The Supreme Court heard arguments on whether to limit lower courts’ power to issue nationwide injunctions, as used to block Trump’s executive order restricting birthright citizenship.

While the conservative majority appeared open to curbing such injunctions, no justice clearly backed Trump’s order. Liberal justices argued it likely violates the 14th Amendment.

Signed on January 20, Trump’s directive seeks to deny citizenship to U.S.-born children of non-citizen, non-resident parents.

Order Violates Multiple Supreme Court Precedents

Liberal Justice Sonia Sotomayor said she believes Trump’s order violates multiple Supreme Court precedents concerning citizenship.

Sotomayor said the court should weigh the order’s legality “if we are worried about those thousands of children who are going to be born without citizenship papers that could render them stateless” and leave them ineligible for government benefits.

‘Pathology’

If implemented, Trump’s order could deny citizenship to over 150,000 newborns each year, according to challengers including 22 Democratic state attorneys general and immigrant advocates.

The administration is asking the Supreme Court to limit judges’ ability to issue universal injunctions, without ruling on the order’s legality.

US Solicitor General D. John Sauer called such injunctions a judicial “pathology”. Conservative justices suggested that broader relief might instead be pursued through class-action lawsuits.

Complicated Issue

Complicating matters, some justices – conservatives and liberals alike – also seemed reticent to rule without further delving into the underlying legal merits of Trump’s directive.

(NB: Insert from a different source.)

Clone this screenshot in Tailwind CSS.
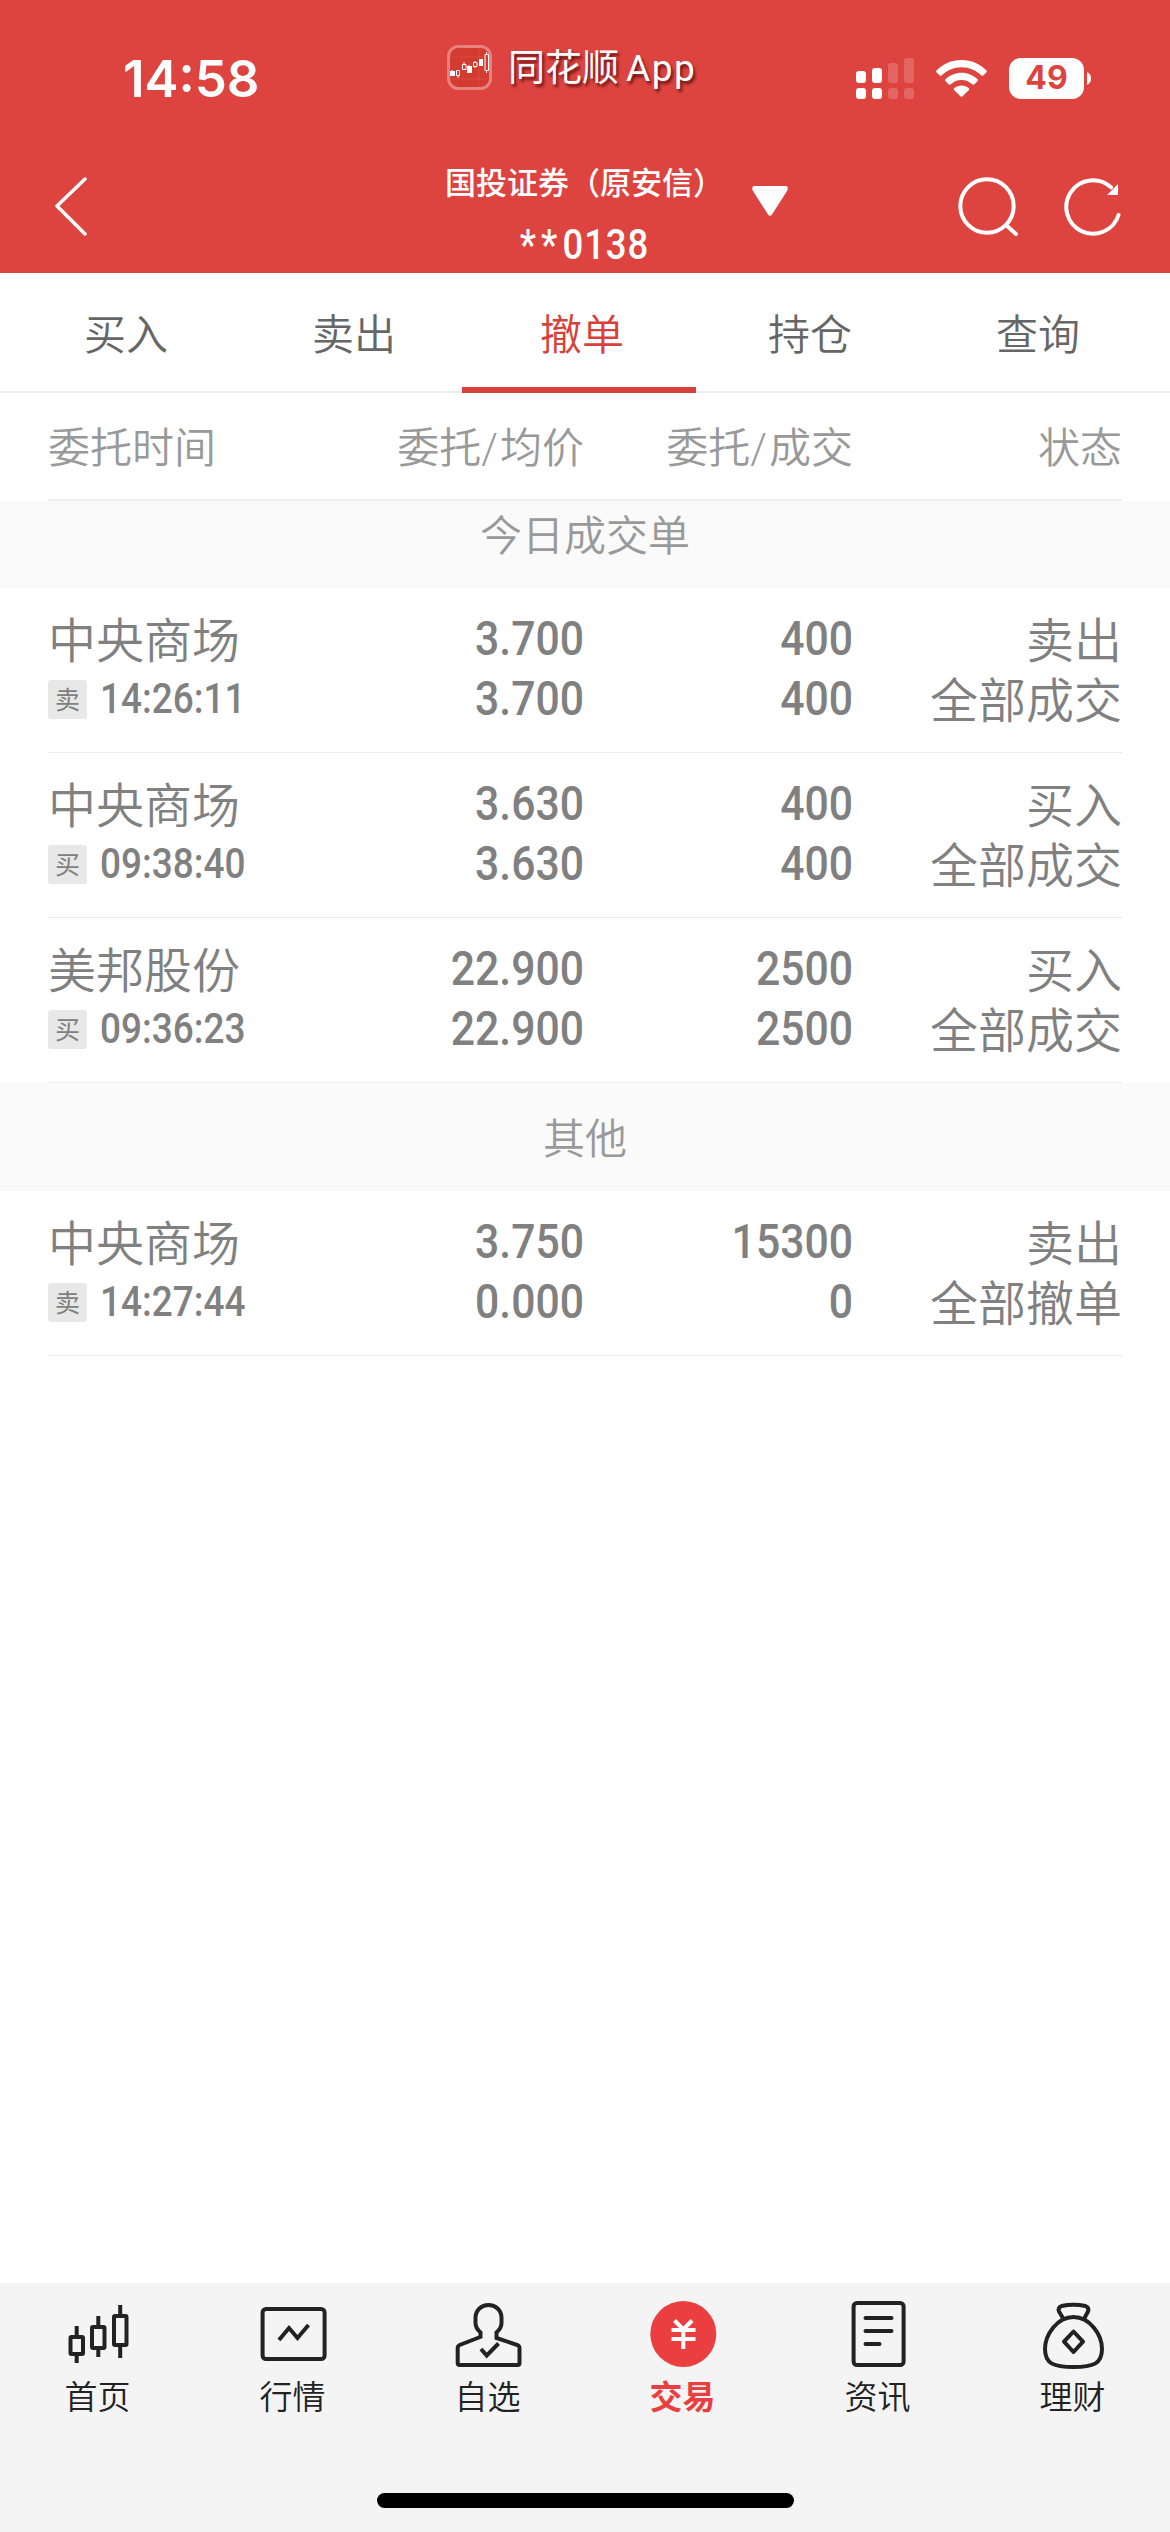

It remained uncertain whether the court would order further briefing, which would further delay resolution of the case.

Conservative Justice Samuel Alito asked Kelsi Corkran, a lawyer for some of the plaintiffs, “Should we decide or make up our minds on the underlying birthright citizenship question without briefing and argument and deliberation?”

Corkran said the justices should take up the case specifically on the merits of Trump’s order, adding, “The government is asking the court to allow it to ignore this court’s precedents … and to upend 100 years of executive branch practice.”

Plaintiffs argue Trump’s order violates the 14th Amendment, which has traditionally granted citizenship to nearly all born on US soil since its ratification in 1868.

The amendment states that anyone “born or naturalized in the United States” and “subject to the jurisdiction thereof” is a citizen.

The administration claims this does not apply to undocumented immigrants or those in the US temporarily, like students or workers on visas.

‘A Kinds Of Abuses’

Without a universal injunction blocking Trump’s order, it could be years before the Supreme Court finally decides its constitutionality, liberal Justice Elena Kagan said.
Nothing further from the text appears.